I went out to lunch with my Mom and we took my 11 month old son, Griffin. My son likes to eat. He just really does. A few months ago he refused baby food and wants anything that even closely resembles food, like strands of carpet and paper. He even actually scrapes the carpet with his hand to make new pulls that he can separate from the pack and eat. Like some kind on diapered lion-like predator on the carpet-covered Serengeti, he tried to separate one of those juicy carpet pulls from the rest of the pack to eat it.

So we were eating at the restaurant and Griffin was shoveling bits of French toast and fruit into his mouth. At his normal pace, which is fast and with a fair amount of volume. God bless him, he’s gotten the eating part down.

But then out of nowhere this nosy, annoying woman appears and get right near my son and goes “He’s choking!” WHAT?! I looked at my son. He wasn’t choking. He was fine. What the hell was this woman’s problem? All my son did was open his mouth and let out a tiny little gag. He had shoved a bit too much food in his mouth but it was all soft and moved easily. We gave him some water and it was fine. Is that what this woman does all day?! Go to restaurants and look for choking people?! This idiotic member of the food police really pissed me off.

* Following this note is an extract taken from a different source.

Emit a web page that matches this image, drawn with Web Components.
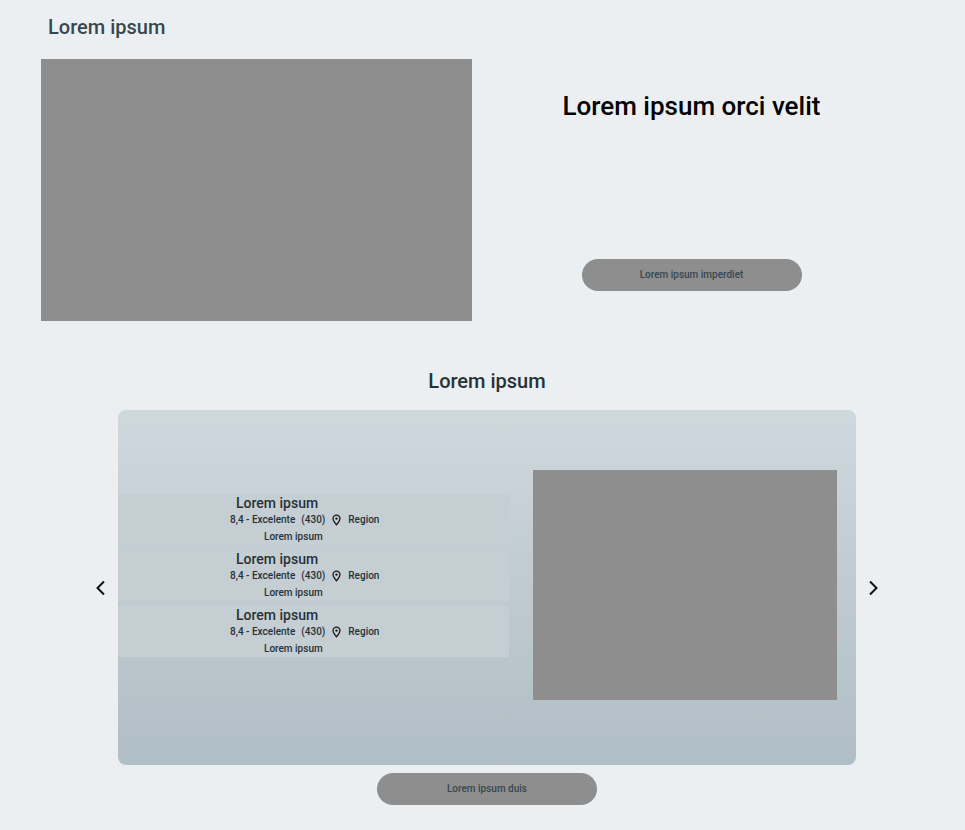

Hey, retard, don’t you think I would fucking know if my child was choking? I was sitting right across from him and he was facing me. Keep away from my child and your big fat nose out of my business.

Now if Griffin couldn’t breathe and was turning beet red while I sipped a Margarita, that’s a different story. But all he did was gag a little. Believe it or not, babies do that from time to time. Then this moronic woman tried to cover up her egregious stupidity just by waving and saying hi to my lovely child. I was getting angrier and maybe she noticed because she then quickly walked away. I was so irritated I ALMOST said something. But I didn’t and it wasn’t necessary. But then where to vent? Hey, that’s what the internet is for. Man, I feel better.